An Australian academic who reviewed the language pilots and air traffic controllers use said miscommunication was to blame for many air crashes.

Dominique Estival, a Western Sydney University linguist, pilot and flight instructor has urged native English speakers to adjust their communication in the aviation industry to reduce the risk of misunderstanding by non-English speaking pilots.

Estival said she has heard pilots in Australia saying "cleared for the big smoke" when cleared for takeoff, which was potentially dangerous in a situation where they were communicating with a non-English speaker, the Sydney Morning Herald reports.

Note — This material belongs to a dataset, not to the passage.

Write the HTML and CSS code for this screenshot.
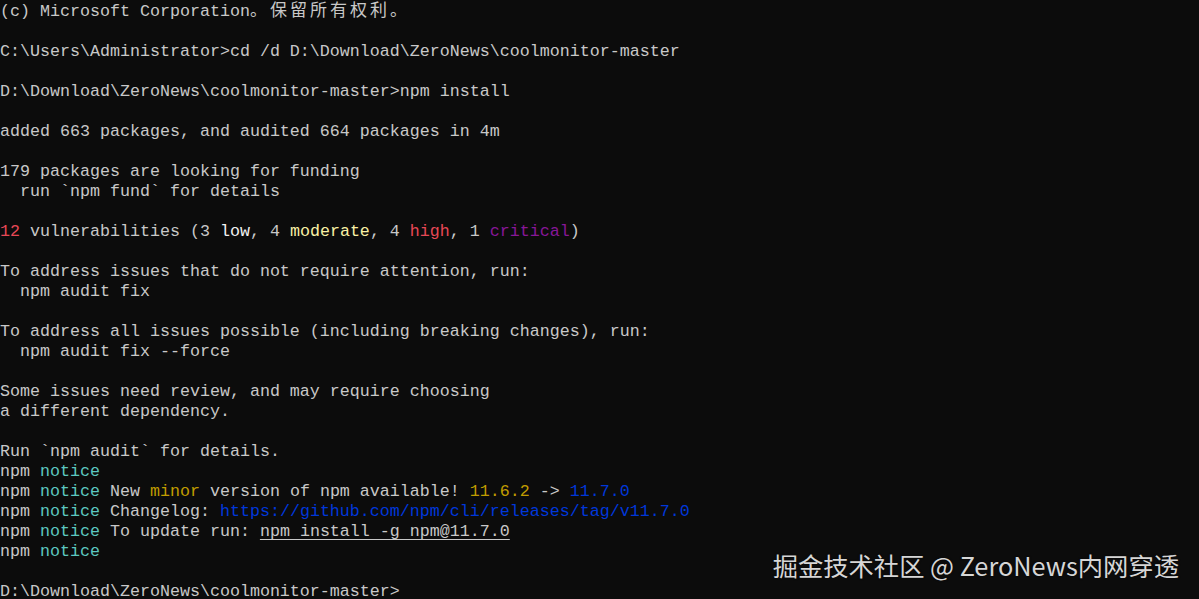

'Aviation English' was adopted as the international language of pilots and air traffic controllers in 2011.

Radio communication is the main means of communication between air traffic controllers and pilots.

In Esival's new book Aviation English, she warns that some terms commonly used have been misunderstood, with fatal consequences.

She cited examples of pilots and controllers incorrectly using commands and responses like "inbound" and "outbound", saying "no" instead of "negative" or "yes" instead of "affirm" .

"The study of aviation communication sheds light on our understanding of English, and differences between native English speakers and speakers of English as a second language in high risk situations," Dr Estival said. "Effective communication is paramount in ensuring the success of the global aviation industry."

Miscommunication had contributed to the deaths of more than 2000 people who have been killed in plane crashes since the mid-1970s.

She cites a number of crashes that can be blamed on miscommunication, including a runway collision between two Boeing 747s in the Canary Islands in 1977, where a Dutch-speaking pilot's lack of English proficiency may have contributed to the accident. It killed 583 people — making it the deadliest accident in aviation history.

"Not knowing the right terminology, phraseology and using the exact words can be deadly important," she said.

Ghana is a contracting state of the International Civil Aviation Organization (ICAO) and so is bound to uphold international standards and recommended practices prescribed by the World Civil Aviation regulatory body pursuant.

This means ensuring the safe, orderly and expeditious flow of air traffic. The Air Traffic Control Officers of Ghana practice Aviation English.

There are a number of courses across the world that teach Aviation English.

In 2013, a group of senior Air Traffic Controllers from Ghana travelled to New Zealand where they took part in specialist aviation English training.

There were sent by the Ghana Civil Aviation Authority, and would later be responsible for testing their fellow air traffic controllers for Aviation English competency.

Air traffic controllers are required by ICAO to achieve the ICAO Level 4 English Language proficiency criteria before they can rate as controllers.